Dune will naturally pull in a significant core fan base of the franchise (one which has already spawned many tie-in novels over the years, plus numerous video games) and general fans of the genre who do not necessarily have knowledge of Herbert’s lore. A tantalising trailer, combined with many of these elements, will drag punters in. Dune has the size, scope and budget to operate as a significant tentpole release for Christmas 2020, despite the fact it could lack the mass appeal of Star Wars. There is also the distinct probability this will not be a child-friendly picture. If we start getting Muad’Dib action figures, something has probably gone wrong!
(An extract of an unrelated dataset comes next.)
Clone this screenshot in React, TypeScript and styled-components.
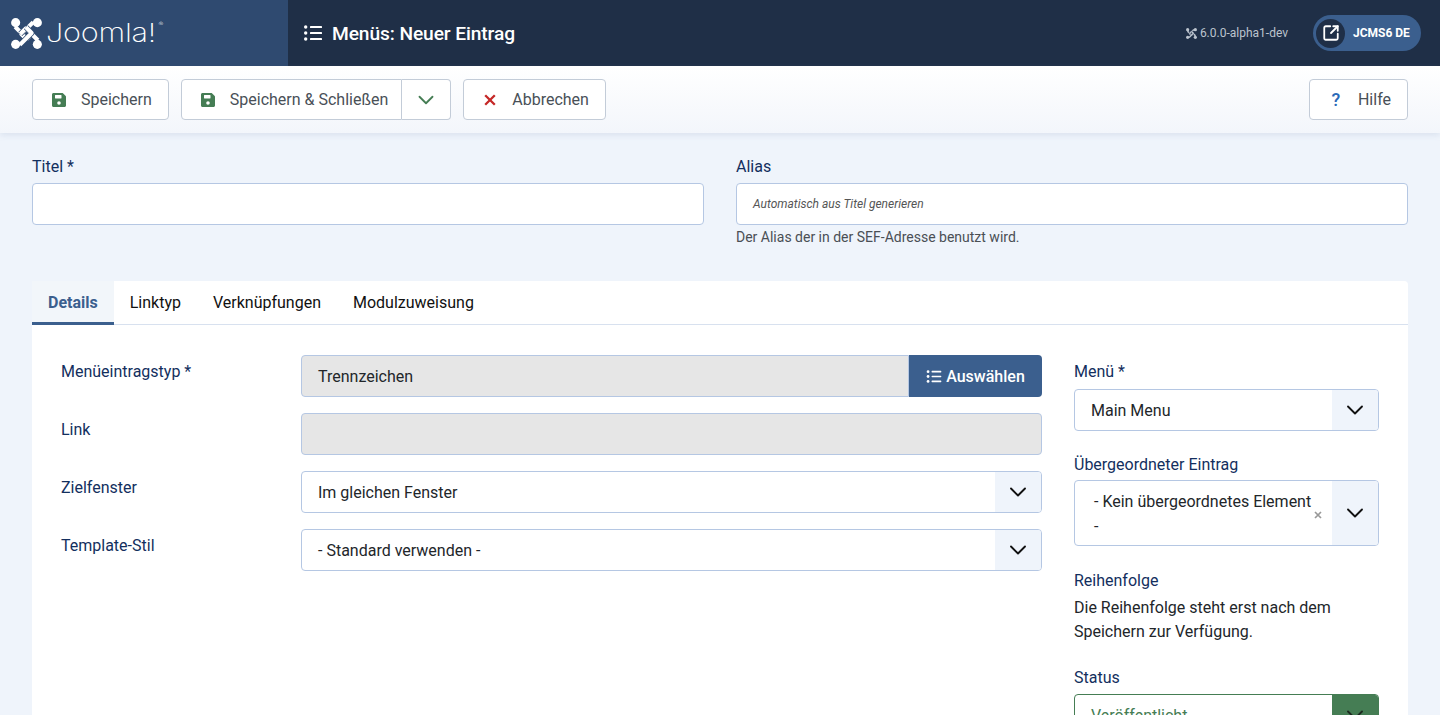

Collectively since the franchise returned in 2015, Star Wars has banked Disney $4.8 billion across just four films, with at least another billion almost guaranteed this Christmas with The Rise of Skywalker. Over its six films, The Lord of the Rings franchise netted Warner Bros a princely $5.8 billion over six films. Dune, which many will be looking at to potentially swoop in as the next great franchise, will have to come out of the gate swinging if it seeks to capitalise on Star Wars’ downtime – Disney having announced after The Rise of Skywalker we won’t see another Star Wars movie until 2022. Dune will need broad appeal, the world over, to compete with these behemoths and anyone who understands the source material will be aware that Dune does not readily fit a specific Hollywood template. It might surprise people, and indeed surprise at the box office as a significant winner, but much will depend on how Warner Bros sell what will be, if Villeneuve truly has made a definitive version of Frank Herbert’s novel, a philosophical, chilly and unnerving space opera.
For now, let’s have faith in Dune’s power to rule the holiday season box office. Fear is the mind killer, after all.